### WHAT YOU HAVE TO DO
Copy the lines below as they are; omit the images they contain.

-- BEGIN DATA BLOCK --

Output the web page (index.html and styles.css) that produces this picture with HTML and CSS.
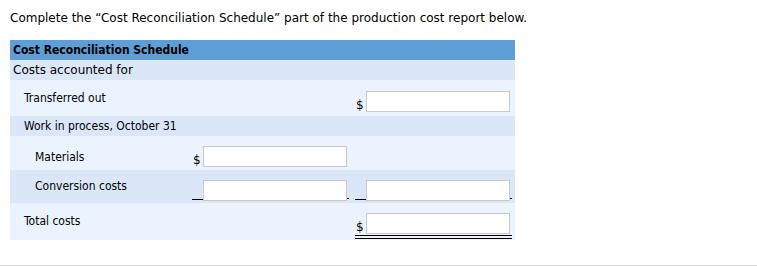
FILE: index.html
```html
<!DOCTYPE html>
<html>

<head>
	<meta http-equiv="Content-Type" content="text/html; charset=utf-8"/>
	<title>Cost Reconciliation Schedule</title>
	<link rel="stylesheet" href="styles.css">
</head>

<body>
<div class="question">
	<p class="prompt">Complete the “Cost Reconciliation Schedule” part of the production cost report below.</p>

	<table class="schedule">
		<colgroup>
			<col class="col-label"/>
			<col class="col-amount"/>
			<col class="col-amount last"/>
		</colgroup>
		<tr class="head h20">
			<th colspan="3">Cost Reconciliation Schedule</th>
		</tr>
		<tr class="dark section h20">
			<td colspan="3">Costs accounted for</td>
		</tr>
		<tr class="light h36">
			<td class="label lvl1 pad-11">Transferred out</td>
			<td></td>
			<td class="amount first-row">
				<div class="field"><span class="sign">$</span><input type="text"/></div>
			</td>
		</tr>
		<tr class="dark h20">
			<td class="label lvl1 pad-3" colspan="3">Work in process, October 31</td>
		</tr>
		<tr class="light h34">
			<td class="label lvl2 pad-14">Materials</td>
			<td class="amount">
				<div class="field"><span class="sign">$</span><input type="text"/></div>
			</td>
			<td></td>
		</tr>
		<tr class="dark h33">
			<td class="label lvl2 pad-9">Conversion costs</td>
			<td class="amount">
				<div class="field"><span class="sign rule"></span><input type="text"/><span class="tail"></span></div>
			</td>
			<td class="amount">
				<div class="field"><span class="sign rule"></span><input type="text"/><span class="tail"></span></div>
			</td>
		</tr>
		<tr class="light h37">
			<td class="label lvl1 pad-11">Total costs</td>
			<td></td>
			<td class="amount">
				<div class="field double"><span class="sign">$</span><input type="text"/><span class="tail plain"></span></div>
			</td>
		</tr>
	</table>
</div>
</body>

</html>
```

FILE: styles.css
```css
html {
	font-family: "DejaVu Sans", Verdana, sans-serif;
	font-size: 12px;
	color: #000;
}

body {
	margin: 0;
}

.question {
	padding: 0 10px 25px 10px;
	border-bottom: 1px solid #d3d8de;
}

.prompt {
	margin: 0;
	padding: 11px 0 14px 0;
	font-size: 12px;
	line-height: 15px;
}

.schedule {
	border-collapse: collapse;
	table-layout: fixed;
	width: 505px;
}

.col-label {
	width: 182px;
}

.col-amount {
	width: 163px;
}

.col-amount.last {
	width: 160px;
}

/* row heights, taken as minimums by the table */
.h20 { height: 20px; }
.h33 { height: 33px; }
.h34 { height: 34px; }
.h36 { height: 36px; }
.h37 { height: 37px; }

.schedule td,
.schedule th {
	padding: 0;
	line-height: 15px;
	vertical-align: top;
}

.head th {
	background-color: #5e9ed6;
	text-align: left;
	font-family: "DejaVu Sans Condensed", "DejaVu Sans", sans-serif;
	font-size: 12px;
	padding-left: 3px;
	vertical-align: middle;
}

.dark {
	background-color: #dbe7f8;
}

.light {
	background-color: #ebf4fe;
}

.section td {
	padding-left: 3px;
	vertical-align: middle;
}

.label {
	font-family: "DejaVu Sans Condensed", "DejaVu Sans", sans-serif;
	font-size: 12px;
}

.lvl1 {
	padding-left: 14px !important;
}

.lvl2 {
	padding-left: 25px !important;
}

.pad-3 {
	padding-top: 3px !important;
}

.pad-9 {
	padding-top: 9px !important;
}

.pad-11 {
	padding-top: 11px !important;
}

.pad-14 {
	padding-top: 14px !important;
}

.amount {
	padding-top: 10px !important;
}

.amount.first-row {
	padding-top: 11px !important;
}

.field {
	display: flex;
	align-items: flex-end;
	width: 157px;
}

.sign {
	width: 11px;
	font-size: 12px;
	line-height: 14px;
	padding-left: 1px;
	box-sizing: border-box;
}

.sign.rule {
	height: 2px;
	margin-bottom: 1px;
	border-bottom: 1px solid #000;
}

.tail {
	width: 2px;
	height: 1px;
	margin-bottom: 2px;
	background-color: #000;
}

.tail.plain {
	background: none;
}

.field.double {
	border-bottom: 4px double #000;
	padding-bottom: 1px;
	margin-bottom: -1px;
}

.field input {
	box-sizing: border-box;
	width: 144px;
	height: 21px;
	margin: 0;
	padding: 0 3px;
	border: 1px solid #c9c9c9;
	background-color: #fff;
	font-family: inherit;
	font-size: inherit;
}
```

-- END DATA BLOCK --

### THE COMPLETED TASK
Output the web page (index.html and styles.css) that produces this picture with HTML and CSS.
FILE: index.html
```html
<!DOCTYPE html>
<html>

<head>
	<meta http-equiv="Content-Type" content="text/html; charset=utf-8"/>
	<title>Cost Reconciliation Schedule</title>
	<link rel="stylesheet" href="styles.css">
</head>

<body>
<div class="question">
	<p class="prompt">Complete the “Cost Reconciliation Schedule” part of the production cost report below.</p>

	<table class="schedule">
		<colgroup>
			<col class="col-label"/>
			<col class="col-amount"/>
			<col class="col-amount last"/>
		</colgroup>
		<tr class="head h20">
			<th colspan="3">Cost Reconciliation Schedule</th>
		</tr>
		<tr class="dark section h20">
			<td colspan="3">Costs accounted for</td>
		</tr>
		<tr class="light h36">
			<td class="label lvl1 pad-11">Transferred out</td>
			<td></td>
			<td class="amount first-row">
				<div class="field"><span class="sign">$</span><input type="text"/></div>
			</td>
		</tr>
		<tr class="dark h20">
			<td class="label lvl1 pad-3" colspan="3">Work in process, October 31</td>
		</tr>
		<tr class="light h34">
			<td class="label lvl2 pad-14">Materials</td>
			<td class="amount">
				<div class="field"><span class="sign">$</span><input type="text"/></div>
			</td>
			<td></td>
		</tr>
		<tr class="dark h33">
			<td class="label lvl2 pad-9">Conversion costs</td>
			<td class="amount">
				<div class="field"><span class="sign rule"></span><input type="text"/><span class="tail"></span></div>
			</td>
			<td class="amount">
				<div class="field"><span class="sign rule"></span><input type="text"/><span class="tail"></span></div>
			</td>
		</tr>
		<tr class="light h37">
			<td class="label lvl1 pad-11">Total costs</td>
			<td></td>
			<td class="amount">
				<div class="field double"><span class="sign">$</span><input type="text"/><span class="tail plain"></span></div>
			</td>
		</tr>
	</table>
</div>
</body>

</html>
```

FILE: styles.css
```css
html {
	font-family: "DejaVu Sans", Verdana, sans-serif;
	font-size: 12px;
	color: #000;
}

body {
	margin: 0;
}

.question {
	padding: 0 10px 25px 10px;
	border-bottom: 1px solid #d3d8de;
}

.prompt {
	margin: 0;
	padding: 11px 0 14px 0;
	font-size: 12px;
	line-height: 15px;
}

.schedule {
	border-collapse: collapse;
	table-layout: fixed;
	width: 505px;
}

.col-label {
	width: 182px;
}

.col-amount {
	width: 163px;
}

.col-amount.last {
	width: 160px;
}

/* row heights, taken as minimums by the table */
.h20 { height: 20px; }
.h33 { height: 33px; }
.h34 { height: 34px; }
.h36 { height: 36px; }
.h37 { height: 37px; }

.schedule td,
.schedule th {
	padding: 0;
	line-height: 15px;
	vertical-align: top;
}

.head th {
	background-color: #5e9ed6;
	text-align: left;
	font-family: "DejaVu Sans Condensed", "DejaVu Sans", sans-serif;
	font-size: 12px;
	padding-left: 3px;
	vertical-align: middle;
}

.dark {
	background-color: #dbe7f8;
}

.light {
	background-color: #ebf4fe;
}

.section td {
	padding-left: 3px;
	vertical-align: middle;
}

.label {
	font-family: "DejaVu Sans Condensed", "DejaVu Sans", sans-serif;
	font-size: 12px;
}

.lvl1 {
	padding-left: 14px !important;
}

.lvl2 {
	padding-left: 25px !important;
}

.pad-3 {
	padding-top: 3px !important;
}

.pad-9 {
	padding-top: 9px !important;
}

.pad-11 {
	padding-top: 11px !important;
}

.pad-14 {
	padding-top: 14px !important;
}

.amount {
	padding-top: 10px !important;
}

.amount.first-row {
	padding-top: 11px !important;
}

.field {
	display: flex;
	align-items: flex-end;
	width: 157px;
}

.sign {
	width: 11px;
	font-size: 12px;
	line-height: 14px;
	padding-left: 1px;
	box-sizing: border-box;
}

.sign.rule {
	height: 2px;
	margin-bottom: 1px;
	border-bottom: 1px solid #000;
}

.tail {
	width: 2px;
	height: 1px;
	margin-bottom: 2px;
	background-color: #000;
}

.tail.plain {
	background: none;
}

.field.double {
	border-bottom: 4px double #000;
	padding-bottom: 1px;
	margin-bottom: -1px;
}

.field input {
	box-sizing: border-box;
	width: 144px;
	height: 21px;
	margin: 0;
	padding: 0 3px;
	border: 1px solid #c9c9c9;
	background-color: #fff;
	font-family: inherit;
	font-size: inherit;
}
```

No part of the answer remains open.